Our Campus: First Nations Chieftain Beau Dick shares his culture's stories through art

As a leader, an artist and a teacher, Kwakwaka’wakw Hereditary Chief Beau Dick has been an artist in residence at UBC since 2013. But he does not teach students the techniques of carving or painting. He teaches through storytelling, immersing students in the history and traditions of his culture.

Dick’s role on campus evolved into much more than what his job description required of him, which was simply to engage students with his culture through his art. He started meeting with members of various UBC departments — social workers, teachers, medical practitioners, law students and urban planners — and giving talks at high schools and elementary schools. His one-year term as artist in residence turned into three and Dick is still on campus. His art is showcased in the Morris and Helen Belkin Art Gallery’s current exhibition.

“It wasn't about art,” Dick reflected on his teaching. “It was more about history and the deeper meaning of my art form. That was more important to understand than to actually do it.”

Dick noted how when visiting the Museum of Anthropology on campus, we can appreciate the pieces we see for their aesthetic, mystique and the emotion they project. “But the deeper meaning of them is the story and the history of where they come from, which isn't revealed just by looking at them,” he said. Dick would open his seminars with stories reflecting the oral traditions of his culture and lead into discussions about potlatching — gift-giving rituals performed by First Nations cultures on important occasions such as births, deaths or weddings — and other ceremonies, the history of totem carving, shamanism and witchcraft. 

Born into a family of carvers, Dick learned the art form first form his father, grandfather and uncle. He was then mentored by former UBC artists in residence Bill Reid and Doug Cranmer at Totem Park Residence. The latter had a strong influence on Dick’s style. Cranmar taught Dick that carvers and artists, once they develop a style — whether it’s how they carve eyes or the way they paint them, for example — for which their work becomes recognizable, they start to limit themselves to that style. He told Dick he could go beyond that and that if in the future one looked at Dick’s work and wondered who had made it, that would be the sign of mastery. Cranmar’s message stuck with Dick. 

“I really tried over the years to grow into different styles and experiment, explore and do things different,” said Dick. 

Beyond style, Dick was able to discover that “deeper meaning” of his art when he went to Alert Bay after several years of doing very poorly in school. “My education really began when I returned home and spent more time with my elders,” Dick explained. “I began to learn of my own true history about my culture, identity, bloodline, genealogy, ceremony and witchcraft.”

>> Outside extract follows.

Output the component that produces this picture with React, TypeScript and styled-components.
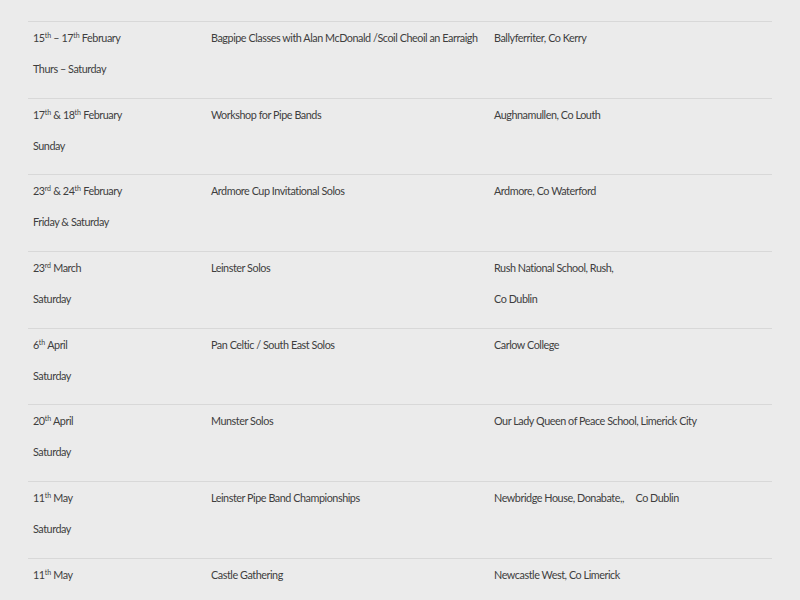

“Being gifted with some talent, I suppose, and a passion for art and for the understanding of it, the deeper meaning of the art form just led me down the path of discovery.” 

Part of that discovery meant taking his hereditary position as a chieftain in his community. That role involves leading coming-of-age rites, weddings and other significant ceremonies such as the potlatch.

“In Western society, it appears that success is measured by how much one can acquire and attain in terms of wealth. In our society, that doesn't matter. Anybody can attain and acquire wealth. But can you give it all away? That is the measurement of accomplishment and achievement that we put on our coppers as a credit,” said Dick of the meaning of the potlatch. The copper shield is a symbol of wealth. 

In 2014, Dick and other members of the First Nations community performed a shaming ceremony on Parliament Hill in Ottawa, which consisted of breaking a copper shield in a sign of protest and condemnation of the government’s relationship with First Nations.

“I don't consider myself a Canadian citizen,” said Dick. “I can be a little bit patriotic in the sense that I'm proud of Canada, what it may represent and what it stands for. But at the same time, the reality of the injustice that has been served to our people — and I'm talking about the First Nations — has to be recognized and their responsibility firstly should be to us.”

“I hear it all the time that this is ‘unceded territory.’ I kind of wonder if that's lip service.” said Dick, ambivalent towards UBC’s engagement with First Nations. “It's a polite and courteous thing to do, but do they really mean it? I'm not so sure. Although, I’ve met so many wonderful people here at UBC who are on paths of discovery and they want get it right. They're looking for the truth and they'll find it.”

Beau Dick and other activists from the First Nations community will be holding the final “Tea with Beau” session of the year at the Belkin on March 31 at 1 p.m., where they will talk about the exhibition, First Nations art and their experiences.